If you can make a successful transition, the realized funds can be 50 percent of the accumulated profits over the life of the firm, so it should pay to make a serious effort to execute an intelligent exit.

Think about this: What advice would you give yourself if you were your own client? Your first recommendation would be to protect the asset (your firm). This is possibly 50 percent of your net worth.  You know the drill: Buy/sell agreements with insurance to cover purchase of a deceased partner's equity, key-man insurance, business interruption insurance. Add disaster recovery for your operations systems and an interim management transition plan, in the event that you were not available for a period of time. Assess the capability of your staff to rise to the challenge of running the show.

The second stage of the plan would be to ask yourself, "When do I want to leave and what will I do when I am out?" This can be built into a personal vision statement. This document can become the motivation that drives timely implementation. An added consideration is your recognition of the value of the personal time that an exit would create. How much is each hour of unstressed leisure worth to you?
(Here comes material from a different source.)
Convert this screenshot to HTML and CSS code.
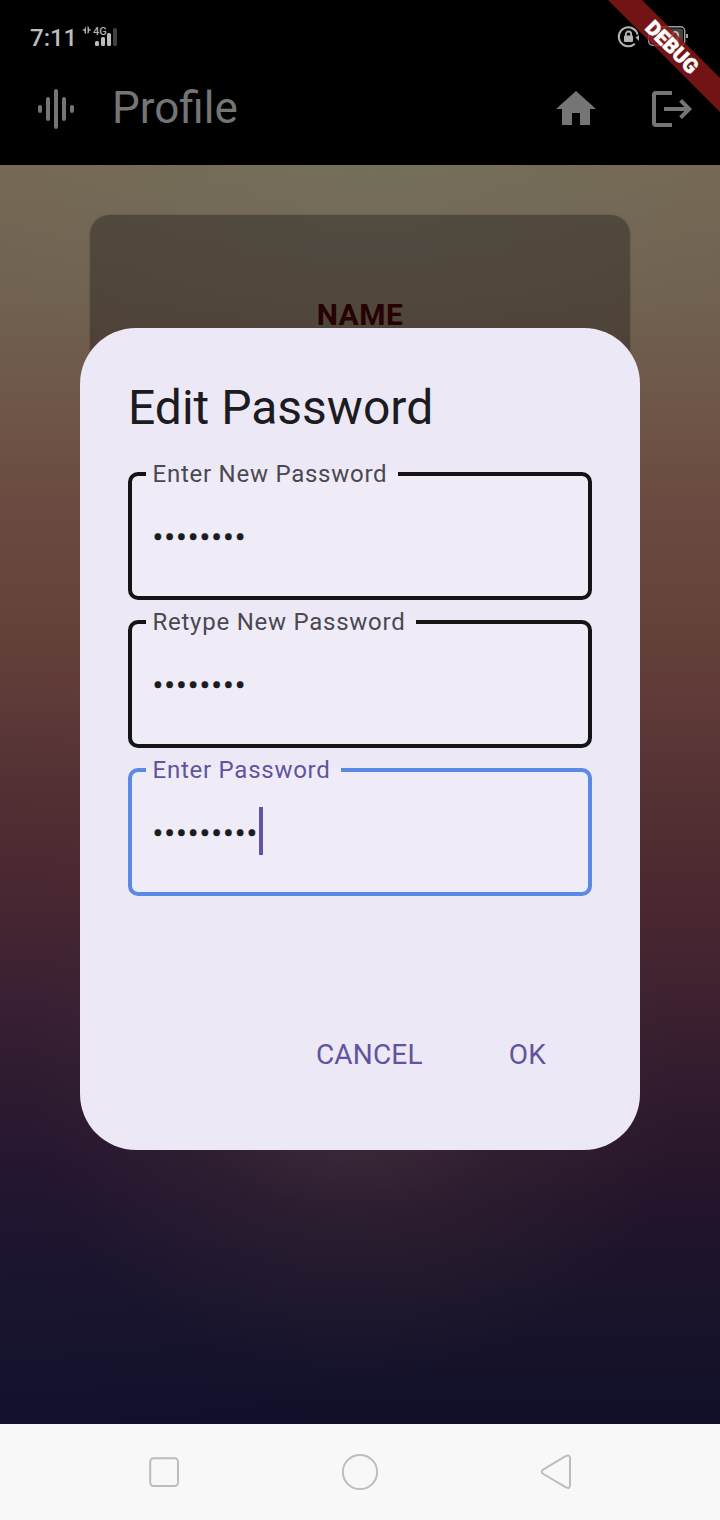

Put a dollar figure on that and factor it into the decision process. It has been said that the golden years are over-rated. Do you have non-business objectives that need good health and energy? Clarification of personal expectations allows calculation of the funds needed to support them, and that leads to assessment of how funds from the sale would be invested.

The third stage is to identify potential buyers, and understand the conditions of a sale that would make acquisition of your firm attractive. Are your buyers likely to have the capital to make the buy? If not, could the acquisition be a debt funded earn-out? What can you do to make the firm more attractive?

The fourth stage is consideration of succession options. If you expect that this would be a family succession, when should interest in the firm be transferred? What are the tax consequences? If a management buy-out is possible, how much time will the exchange require? If the sale will be to a third party, how will you select a business broker and how will you deal with confidentiality issues?

The fourth stage is managing the exit process, selecting specialist advisors and keeping yourself and them accountable for each stage of the process.

This article is a wake-up call. You need to look at yourself as a client. Good intentions have a habit of evaporating. To minimize the risk of eternal procrastination, start with a commitment to a written exit plan, and get it done while there is still room on the runway.